PHILADELPHIA (Reuters) - U.S. free-speech advocates on Tuesday gave their annual "muzzle" awards to violators including police who charged a woman for swearing at her overflowing toilet, and a motor vehicles department that deemed a "GETOSAMA" license plate offensive.

U.S.

The Thomas Jefferson Center for the Protection of Free Expression said police in Scranton, Pennsylvania had no right to issue a disorderly conduct citation to Dawn Herb, who "let loose a tirade of foul language" directed at her toilet. A neighbor who was an off-duty police officer made a complaint.

The charge was dismissed by a judge who concluded that Herb's words, though "offensive, vulgar and imprudent" to some, were nonetheless protected under the First Amendment's guarantee of free speech, the Jefferson center said.

The center also gave an award to the New York State Department of Motor Vehicles after it demanded the return of the plates reading "GETOSAMA" that had been issued to a retired police officer who wanted to express his desire to capture Osama bin Laden, the mastermind of the September 11 attacks.

The DMV argued they could be considered "lewd, lascivious, derogatory to a particular ethnic group, or patently offensive." It later offered to let him keep them to settle a lawsuit claiming violation of his First Amendment rights.

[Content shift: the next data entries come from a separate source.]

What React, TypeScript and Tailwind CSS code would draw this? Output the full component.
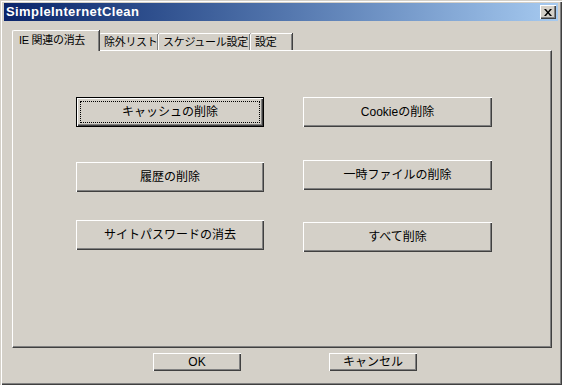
import React from "react";

const FONT = "font-['Liberation_Sans','Noto_Sans_CJK_JP',sans-serif]";

const BEVEL =
  "shadow-[inset_1px_1px_0_#ffffff,inset_-1px_-1px_0_#404040,inset_-2px_-2px_0_#808080]";

function Button({
  label,
  w,
  h,
  focused = false,
}: {
  label: string;
  w: string;
  h: string;
  focused?: boolean;
}) {
  if (focused) {
    return (
      <div className={`${w} ${h} flex border border-black bg-[#d4d0c8]`}>
        <div className={`flex flex-1 ${BEVEL} p-[3px]`}>
          <div className="flex flex-1 items-center justify-center whitespace-nowrap border border-dotted border-black text-[12px] text-black">
            {label}
          </div>
        </div>
      </div>
    );
  }
  return (
    <div
      className={`${w} ${h} flex items-center justify-center whitespace-nowrap bg-[#d4d0c8] ${BEVEL} text-[12px] text-black`}
    >
      {label}
    </div>
  );
}

function Tab({ label, w, active = false }: { label: string; w: string; active?: boolean }) {
  return (
    <div
      className={`${w} ${
        active ? "relative z-10 -mb-px h-[21px] pb-[2px] pl-[6px]" : "h-[17px] pl-[4px]"
      } flex items-center overflow-hidden whitespace-nowrap rounded-tl-[2px] border-l border-t border-white bg-[#d4d0c8] text-[11px] leading-none tracking-[-0.3px] text-black [box-shadow:inset_-1px_0_0_#808080,1px_0_0_#404040]`}
    >
      {label}
    </div>
  );
}

export default function App() {
  return (
    <div
      className={`${FONT} flex h-[385px] w-[562px] flex-col bg-[#d4d0c8] px-[4px] pt-[3px] shadow-[inset_1px_1px_0_#d4d0c8,inset_2px_2px_0_#ffffff,inset_-1px_-1px_0_#404040,inset_-2px_-2px_0_#808080]`}
    >
      {/* title bar */}
      <div className="flex h-[18px] items-center bg-linear-to-r from-[#0a246a] to-[#a6caf0] pl-[2px] pr-[2px]">
        <span className="text-[13px] font-bold tracking-[0.4px] text-white">SimpleInternetClean</span>
        <div
          className={`ml-auto flex h-[14px] w-[16px] items-center justify-center bg-[#d4d0c8] ${BEVEL}`}
        >
          <svg width="8" height="7" viewBox="0 0 8 7">
            <path d="M0 0h2l2 2.5L6 0h2L5 3.5 8 7H6L4 4.5 2 7H0l3-3.5z" fill="#000" />
          </svg>
        </div>
      </div>

      {/* tabs */}
      <div className="ml-[8px] mt-[9px] flex h-[20px] items-end">
        <Tab label="IE 関連の消去" w="w-[87px]" active />
        <Tab label="除外リスト" w="w-[59px]" />
        <Tab label="スケジュール設定" w="w-[92px]" />
        <Tab label="設定" w="w-[42px]" />
      </div>

      {/* panel */}
      <div className="ml-[8px] flex h-[298px] w-[540px] border border-b-[#404040] border-l-white border-r-[#404040] border-t-white shadow-[inset_-1px_-1px_0_#808080]">
        <div className="ml-[63px] mt-[46px] flex flex-col">
          <Button label="キャッシュの削除" w="w-[188px]" h="h-[30px]" focused />
          <div className="mt-[35px]">
            <Button label="履歴の削除" w="w-[188px]" h="h-[30px]" />
          </div>
          <div className="mt-[28px]">
            <Button label="サイトパスワードの消去" w="w-[188px]" h="h-[30px]" />
          </div>
        </div>
        <div className="ml-[39px] mt-[46px] flex flex-col">
          <Button label="Cookieの削除" w="w-[189px]" h="h-[30px]" />
          <div className="mt-[33px]">
            <Button label="一時ファイルの削除" w="w-[189px]" h="h-[30px]" />
          </div>
          <div className="mt-[32px]">
            <Button label="すべて削除" w="w-[189px]" h="h-[30px]" />
          </div>
        </div>
      </div>

      {/* footer */}
      <div className="ml-[149px] mt-[5px] flex gap-[88px]">
        <Button label="OK" w="w-[88px]" h="h-[18px]" />
        <Button label="キャンセル" w="w-[88px]" h="h-[18px]" />
      </div>
    </div>
  );
}
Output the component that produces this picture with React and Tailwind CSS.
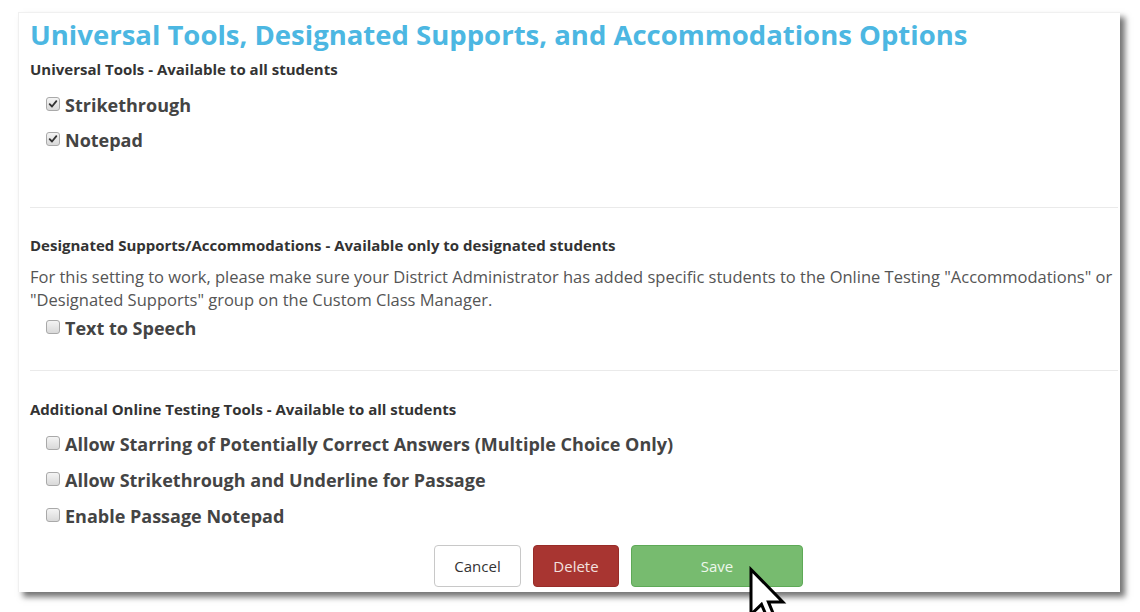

The center, linked to the University of Virginia, reserved special scorn for the Federal Emergency Management Agency for a press conference at which agency staffers posing as reporters pitched soft questions to officials in an effort to show FEMA had done well in tackling California wildfires.

"FEMA's incredible and unique attempt to substitute false or fabricated speech for free speech surely merits a 2008 Jefferson muzzle," the center said.

And it gave a "Lifetime Muzzle" to the Federal Communications Commission for years of applying what it said were inconsistent or arbitrary standards of indecency on the airwaves.

The center noted that the FCC had ruled in 2001 that "fleeting expletives" would not be deemed indecent but then three years later judged that both the 'f-word' and the 's-word' met its definitions of indecency.